Ordinarily I would not be writing on this particular subject. I tend to stay away from political
content.  However, as I was writing an entry on my Facebook page suddenly, and without notice, everything that I had written vanished. So, today it will reappear as a blog entry.

I'll tip my hand early as to another reason why I felt compelled to put this little essay together. In my more than 70 years I have never seen so much lunacy in the public sector of my beloved nation. I reject about 90% of what is published in the newspapers and other media. It is all contrived, distorted and purpose driven and that purpose has nothing to with informing the American public.

I just finished watching a group of what I would call vandals destroy a statue of Confederate soldiers from in front of a the Kentucky court house. The statue was not scheduled to be removed. However, a group of what appeared to be Millennial age people eventually managed to tie a yellow towing strap around the neck of the statue and pull it down. They then proceeded to jump around, screaming, spiting, shouting, and kicking the statue.

It all appeared so primeval and primitive. All of this to express their disdain for what they believe is both a representation and  institutionalization of slavery. They believe that somehow destroying representations from history such as statues they will in some way erase our history of slavery.  They fail to realize that it is not the outward symbols of our sinfulness that keep our sin before our eyes but that it comes from our own hearts. Until we experience personal redemption our transgressions, and our sin is always before our eyes and a burden on our lives.


This neo-iconoclastic movement to remove from public display the artifacts and monuments to a period of history to which some now object is totally misguided. It didn’t work for the great Rameses II with regard to his effort to eradicate the memory of Hatshepsut. All over Egypt there are edifices and statues with have been damaged and defaced and yet you cannot mention the great Rameses II without also taking not of Hatshepsut. In fact, next to the Pyramids of Giza the second most visited site in Egypt may well be the Temple of Hatshepsut.

Damnatio memoriae has never succeeded and it will not succeed now.  It is a fatally flawed idea. It has a built-in self destructiveness to its nature and insures that which is being destroyed is instead immortalized. The 21st century in America will go down in history as the iconoclastic period of politics and what has become known as political correctness. Oh, to be sure, the statues will be gone but the history will remain and demand to be accounted for. There are no time machines that can go back and change the course of history. What has been written has been written in indelible ink.

Not only does it not accomplish the goals of those who seek redress for history by hiding it from the public eye it strikes at the very heart of the nation’s founding. Slavery goes back to the foundation of the nation. Ironically it would include statues to Anthony Johnson as the patriarch of African American property owners. Johnson was an indentured servant from  Angola who achieved freedom in the early 17th-century Colony of Virginia after serving his term of indenture.

Johnson, now a Virginian freeman and property owner, joined the likes of Washington and Jefferson.  He was not only the first African American property owner part of the property he held was a slave.
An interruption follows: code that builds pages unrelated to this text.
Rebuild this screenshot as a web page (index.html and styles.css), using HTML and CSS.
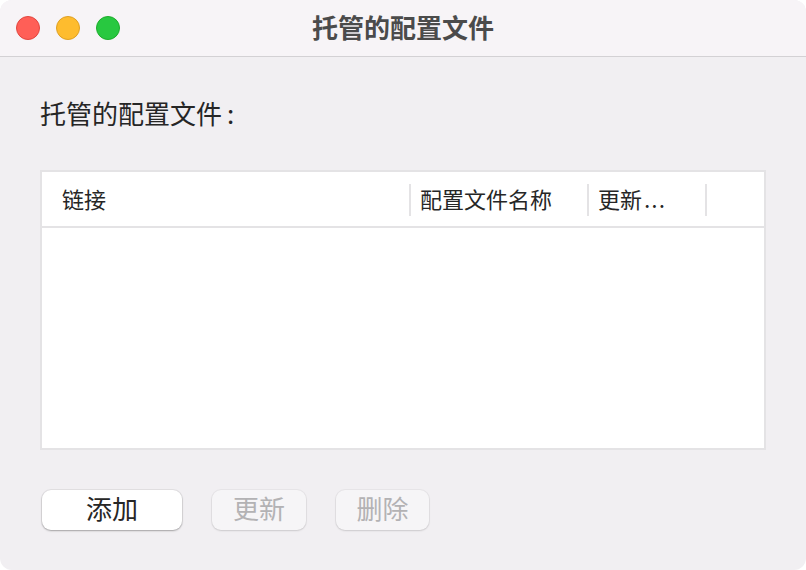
FILE: index.html
```html
<!DOCTYPE html>
<html lang="zh-CN">
<head>
<meta charset="utf-8">
<title>托管的配置文件</title>
<link rel="stylesheet" href="styles.css">
</head>
<body>
<div class="window">
  <div class="titlebar">
    <div class="lights">
      <span class="light red"></span>
      <span class="light yellow"></span>
      <span class="light green"></span>
    </div>
    <div class="title">托管的配置文件</div>
    <div class="spacer"></div>
  </div>
  <div class="content">
    <div class="label">托管的配置文件<span class="colon">:</span></div>
    <div class="table">
      <div class="thead">
        <div class="col col-link">链接</div>
        <div class="col col-name"><span class="sep"></span>配置文件名称</div>
        <div class="col col-upd"><span class="sep"></span>更新<span class="ell">...</span></div>
        <div class="col col-rest"><span class="sep"></span></div>
      </div>
      <div class="tbody"></div>
    </div>
    <div class="buttons">
      <button class="btn btn-add">添加</button>
      <button class="btn btn-dis">更新</button>
      <button class="btn btn-dis">删除</button>
    </div>
  </div>
</div>
</body>
</html>
```

FILE: styles.css
```css
html, body {
  margin: 0;
  padding: 0;
  background: #ffffff;
}
body {
  font-family: "Noto Sans CJK SC", "Noto Sans", sans-serif;
  color: #262626;
}
.window {
  width: 806px;
  height: 570px;
  background: #f1eff2;
  border-radius: 12px;
  overflow: hidden;
  display: flex;
  flex-direction: column;
}
.titlebar {
  height: 56px;
  flex: none;
  background: #f7f4f7;
  border-bottom: 1px solid #d3d1d4;
  display: grid;
  grid-template-columns: 1fr auto 1fr;
  align-items: center;
}
.lights {
  display: flex;
  gap: 16px;
  padding-left: 16px;
}
.light {
  width: 22px;
  height: 22px;
  border-radius: 50%;
  border: 1px solid transparent;
}
.red { background: #ff5f57; border-color: #e2463f; }
.yellow { background: #febc2e; border-color: #dfa023; }
.green { background: #28c840; border-color: #1dad2b; }
.title {
  font-size: 26px;
  font-weight: bold;
  color: #4b4b4b;
  line-height: 30px;
  margin-top: -3px;
}
.content {
  padding: 0 40px;
  display: flex;
  flex-direction: column;
}
.label {
  margin-top: 38px;
  font-size: 26px;
  line-height: 36px;
  color: #262626;
}
.colon {
  margin-left: 5px;
}
.table {
  margin-top: 39px;
  height: 276px;
  border: 2px solid #e4e3e5;
  background: #ffffff;
  display: flex;
  flex-direction: column;
}
.thead {
  height: 54px;
  flex: none;
  border-bottom: 2px solid #e4e3e5;
  display: flex;
  align-items: center;
  font-size: 22px;
  color: #262626;
}
.col {
  position: relative;
  height: 54px;
  line-height: 52px;
  box-sizing: border-box;
  white-space: nowrap;
}
.col-link { width: 367px; padding-left: 20px; }
.col-name { width: 178px; padding-left: 11px; }
.col-upd { width: 118px; padding-left: 11px; }
.col-rest { flex: 1; }
.sep {
  position: absolute;
  left: 0;
  top: 12px;
  width: 2px;
  height: 32px;
  background: #e4e3e5;
}
.ell {
  font-family: "Inter", "Noto Sans", sans-serif;
  letter-spacing: 1px;
  margin-left: 2px;
}
.tbody { flex: 1; }
.buttons {
  margin-top: 40px;
  display: flex;
  gap: 30px;
  padding-left: 2px;
}
.btn {
  height: 40px;
  border: none;
  border-radius: 9px;
  font-family: "Noto Sans CJK SC", "Noto Sans", sans-serif;
  font-size: 26px;
  line-height: 36px;
  padding: 0 0 4px;
}
.btn-add {
  width: 140px;
  background: #ffffff;
  color: #262626;
  box-shadow: 0 0 0 1px rgba(0,0,0,0.06), 0 1px 2px rgba(0,0,0,0.28);
}
.btn-dis {
  width: 94px;
  background: #f6f5f7;
  color: #b3b2b4;
  box-shadow: 0 0 0 1px rgba(0,0,0,0.04), 0 1px 2px rgba(0,0,0,0.12);
}
.btn-dis + .btn-dis { width: 93px; }
```
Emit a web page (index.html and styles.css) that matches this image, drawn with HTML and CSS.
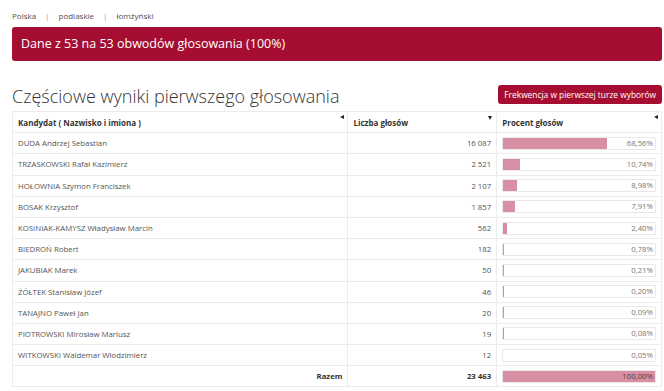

Hence, if this iconoclastic trend were it to continue would soon strike at the heart and soul of the nation.

I have a suggestion . . . . why not do what every generation in America has done. . . . revel in your story. Early Virginians glory in the first settlers who confronted a wilderness and overcame to build the Commonwealth of Virginia. The Irish, the Italians, the Germans all in their turn took the struggles of their founding American ancestors and stood proudly on these founding shoulders to continue their pursuit of life, liberty, and happiness. Each in their time of struggle took a positive approach, kept a strong faith and marched on building a future for themselves and their children.

It is time to stop litigating the Civil War and slavery. The South lost, the North won; and, the slaves were freed. but the story stays the same.

I saw on the news this morning that some confederate memorial statues were removed in the dark of the night. I can only assume it is as an act of appeasement to avoid confrontation with the rift-raft of extremist on the Left and Right.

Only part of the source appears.